Pyrodiversity Calculation
We calculate pyrodiversity using a measure of functional dispersion
(FDis) defined by Laliberté and Legendre (2010), and applied via the
“FD” R package (Laliberté et al. 2014). FDis is similar to
Rao’s quadratic entropy and is analogous to the univariate weighted mean
absolute deviation. It is independent of species richness (Laliberté &
Legendre 2010), which is preferable when the boundaries between species
are unclear and the number of species varies among communities. FDis
measures the mean multidimensional distance of unique species from the
centroid of a community, weighted by abundance (Fig. 1a). In the case of
pyrodiversity, unique combinations of fire regime traits (fire
histories) are considered individual species, a landscape is considered
the community of interest, and the abundance is calculated as the
frequency (number of pixels) of each unique history. A functional
diversity approach is an improvement on more traditional measures of
diversity (e.g. richness and Simpson’s diversity) because it
incorporates information about distance of individuals in
multidimensional trait-space rather than assuming each unique
combination of fire histories are equally and fully distinct. For
example, when using Simpson’s diversity index, two points burned by the
same fires but with slightly different severity would be considered
unique, as well as equally different from a pixel with no recent fire
history despite the two burned pixels supporting relatively similar
habitat.
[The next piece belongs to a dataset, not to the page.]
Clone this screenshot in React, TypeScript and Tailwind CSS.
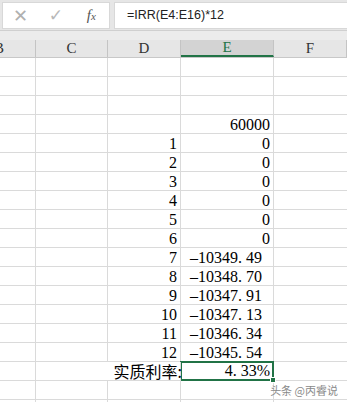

Functional richness, as measured by the volume of the minimum
convex hull, can also be a useful metric of pyrodiversity (Hempsonet al. 2018), but is sensitive to outliers and thus not a
reliable estimator of dispersion (Laliberté & Legendre 2010). Finally,
FDis allows for differential weighting of traits, which allows explicit
testing of the relative importance of different components of
pyrodiversity.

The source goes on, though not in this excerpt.